We also have the Automated Indexing Using Field Data type of Indexing, which is somewhat similar to the metadata indexing technique.

Let us see how the Indexing searches a particular product from the inventory. Again, selecting the right indexing technique is the key to faster data retrieval.

Determining the right indexing technique for our search mainly depends on the type of file we are working on. So, if we are dealing with searching invoices or orders, we must use metadata indexing. On the other hand, if we search in a smaller space, we can use full-text Indexing, etc.

Apart from these, we should also consider the use case of searching as the searching tools costs the company, so the use case and user requirements should also be considered. In many cases, company (usually small-scale companies) also performs manual Indexing.

Advantages:

  • It helps in manual searching in smaller databases.
  • We can add the type of Indexing and the value to be indexed according to our search.
  • Users can easily query their search.

Refer to the image below to see how the normal product search occurs.

Product Search

Conclusion

  • If we have large data set collections and want to query anything written in the natural language, we use the concept of Information Retrieval. However, if we want to get a file from the deck of the files and we have only a little metadata about the file, then we will need a lot of time for searching.
  • To lower the searching time and organize the digital files, we use the concept of Document Indexing.

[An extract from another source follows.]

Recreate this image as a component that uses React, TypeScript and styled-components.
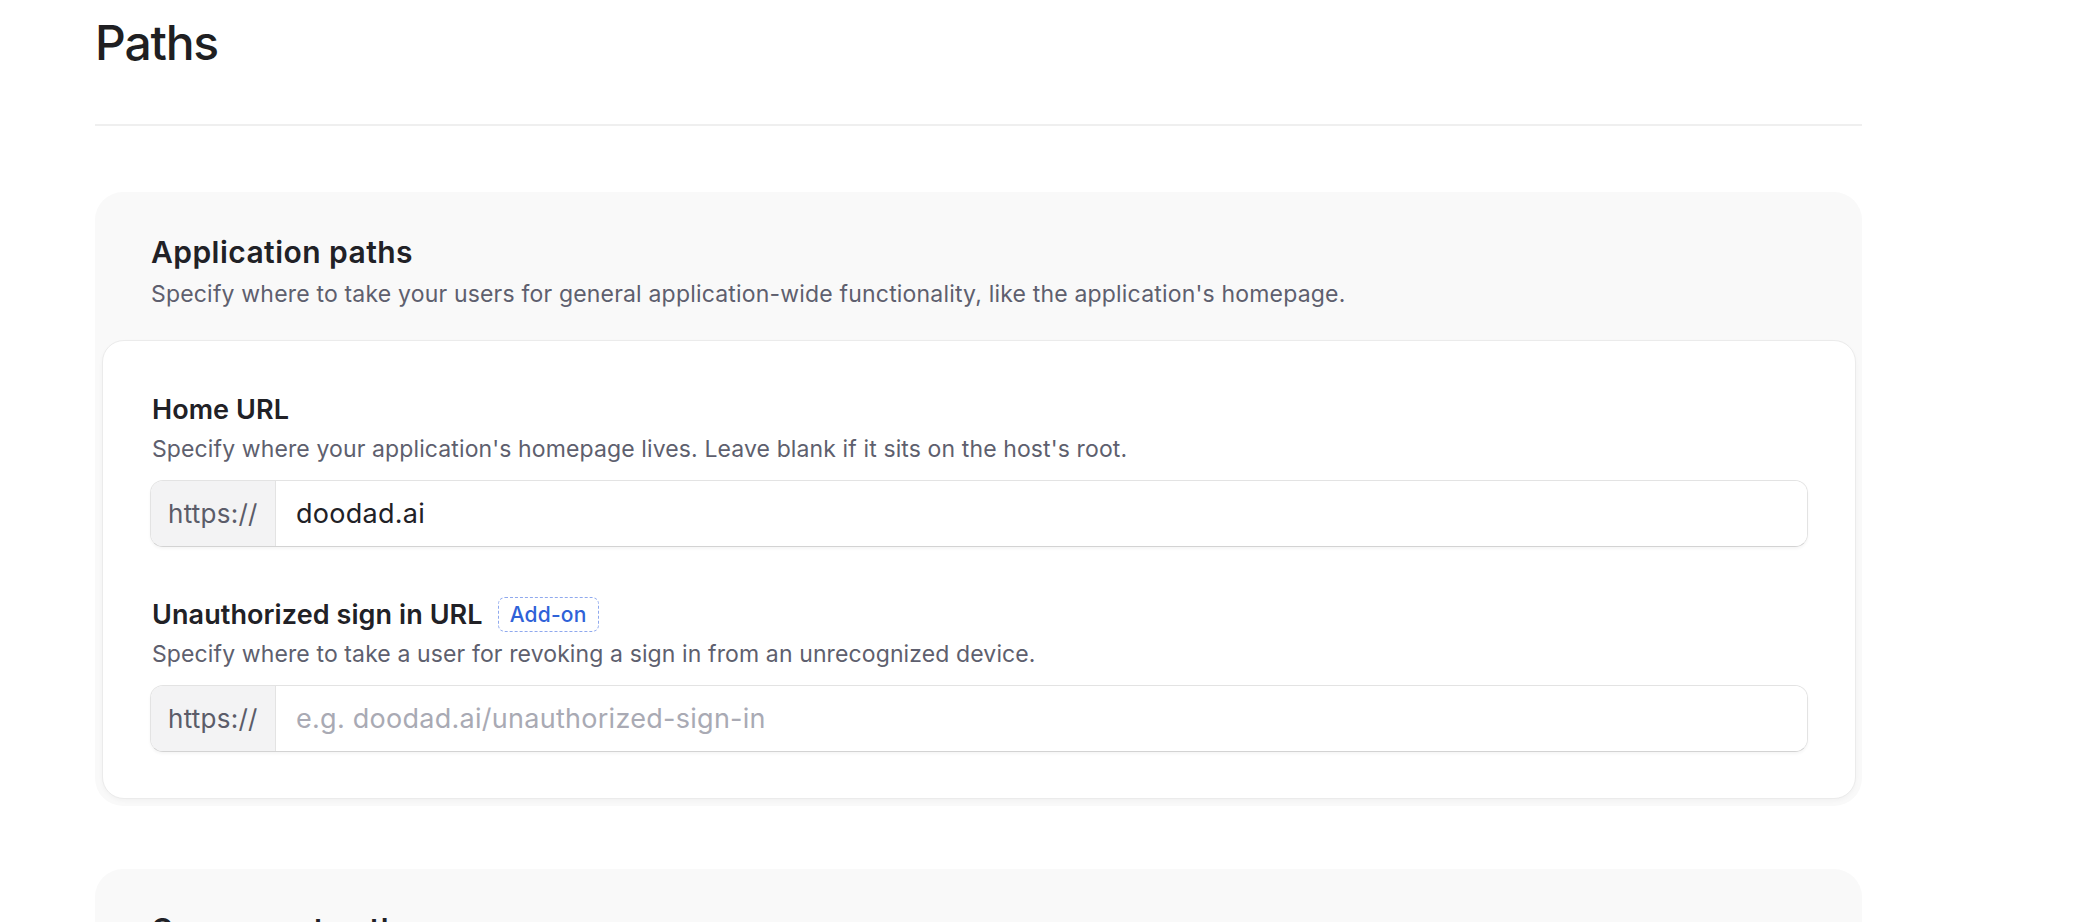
import React from "react";
import styled, { createGlobalStyle } from "styled-components";

const GlobalStyle = createGlobalStyle`
  html, body {
    margin: 0;
    padding: 0;
    background: #ffffff;
  }
  body {
    font-family: Inter, "Noto Sans", "Liberation Sans", sans-serif;
    color: #212126;
    -webkit-font-smoothing: antialiased;
  }
  * {
    box-sizing: border-box;
  }
`;

const Page = styled.main`
  width: 1767px;
  margin-left: 95px;
  padding-top: 15px;
`;

const Title = styled.h1`
  margin: 0;
  font-size: 48px;
  line-height: 56px;
  font-weight: 500;
  letter-spacing: -0.025em;
  color: #1f1f22;
`;

const Divider = styled.hr`
  margin: 53px 0 0;
  border: 0;
  border-top: 2px solid #efefef;
`;

const Sections = styled.div`
  display: flex;
  flex-direction: column;
  gap: 63px;
  margin-top: 66px;
`;

const Section = styled.section`
  background: #f9f9f9;
  border-radius: 28px;
`;

const SectionHeader = styled.header`
  padding: 42px 56px 30px;
`;

const Heading = styled.h2`
  margin: 0;
  font-size: 30px;
  line-height: 36px;
  font-weight: 600;
  letter-spacing: 0.015em;
  color: #212126;
`;

const Description = styled.p`
  margin: 8px 0 0;
  font-size: 23px;
  line-height: 32px;
  letter-spacing: 0.008em;
  color: #5e5f6e;
`;

const Panel = styled.div`
  margin: 0 6px 7px 7px;
  padding: 52px 47px 46px;
  background: #ffffff;
  border: 1px solid #ebebeb;
  border-radius: 22px;
  box-shadow: 0 2px 4px rgba(0, 0, 0, 0.03);
  display: flex;
  flex-direction: column;
  gap: 50px;
`;

const Field = styled.div`
  display: flex;
  flex-direction: column;
`;

const LabelRow = styled.div`
  display: flex;
  align-items: center;
  gap: 15px;
  padding-left: 2px;
`;

const Label = styled.label`
  font-size: 27px;
  line-height: 34px;
  font-weight: 600;
  letter-spacing: 0.003em;
  color: #212126;
`;

const Badge = styled.span`
  display: inline-flex;
  align-items: center;
  height: 35px;
  padding: 0 11px;
  border: 1.5px dashed #8fa9ee;
  border-radius: 7px;
  font-size: 21px;
  font-weight: 500;
  letter-spacing: 0.01em;
  color: #2f62d8;
`;

const Hint = styled.p`
  margin: 6px 0 0;
  padding-left: 2px;
  font-size: 23px;
  line-height: 32px;
  letter-spacing: 0.005em;
  color: #5e5f6e;
`;

const InputGroup = styled.div`
  margin-top: 15px;
  display: flex;
  height: 67px;
  border: 1.5px solid #e3e3e3;
  border-bottom-color: #d3d3d3;
  border-radius: 13px;
  overflow: hidden;
  box-shadow: 0 2px 3px rgba(0, 0, 0, 0.04);
`;

const Prefix = styled.span`
  display: flex;
  align-items: center;
  width: 125px;
  padding-left: 17px;
  background: #f3f3f4;
  border-right: 1.5px solid #e3e3e3;
  font-size: 26px;
  letter-spacing: 0.01em;
  color: #5b5c69;
`;

const Input = styled.input`
  flex: 1;
  border: 0;
  outline: none;
  padding: 0 20px;
  font-family: inherit;
  font-size: 27px;
  letter-spacing: 0.01em;
  color: #212126;
  background: #ffffff;

  &::placeholder {
    color: #a9aab4;
  }
`;

type PathField = {
  label: string;
  hint: string;
  value?: string;
  placeholder?: string;
  addOn?: boolean;
};

const applicationFields: PathField[] = [
  {
    label: "Home URL",
    hint: "Specify where your application's homepage lives. Leave blank if it sits on the host's root.",
    value: "doodad.ai",
  },
  {
    label: "Unauthorized sign in URL",
    hint: "Specify where to take a user for revoking a sign in from an unrecognized device.",
    placeholder: "e.g. doodad.ai/unauthorized-sign-in",
    addOn: true,
  },
];

const App: React.FC = () => {
  return (
    <>
      <GlobalStyle />
      <Page>
        <Title>Paths</Title>
        <Divider />
        <Sections>
          <Section>
            <SectionHeader>
              <Heading>Application paths</Heading>
              <Description>
                Specify where to take your users for general application-wide
                functionality, like the application's homepage.
              </Description>
            </SectionHeader>
            <Panel>
              {applicationFields.map((field) => (
                <Field key={field.label}>
                  <LabelRow>
                    <Label>{field.label}</Label>
                    {field.addOn && <Badge>Add-on</Badge>}
                  </LabelRow>
                  <Hint>{field.hint}</Hint>
                  <InputGroup>
                    <Prefix>https://</Prefix>
                    <Input
                      defaultValue={field.value}
                      placeholder={field.placeholder}
                    />
                  </InputGroup>
                </Field>
              ))}
            </Panel>
          </Section>
          <Section>
            <SectionHeader>
              <Heading>Component paths</Heading>
              <Description>
                Specify where to take your users for Clerk components such as
                sign in and sign up.
              </Description>
            </SectionHeader>
          </Section>
        </Sections>
      </Page>
    </>
  );
};

export default App;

Document Indexing is one of the most important IR applications in NLP.
  • In full-text Indexing, we scan the entire documents' content. Therefore, full-text searching is one of the easiest and most widely used Indexing and searching techniques, as users can perform it easily.
  • In Automated Indexing Using Data Variables Lookup Indexing, we target a specific key, which makes the process a bit complex and requires external software like document indexing tools.
  • In metadata indexing, if we search a particular data, we first search the metadata space. We also have Automated Indexing Using Field Data type of Indexing, similar to the metadata indexing technique.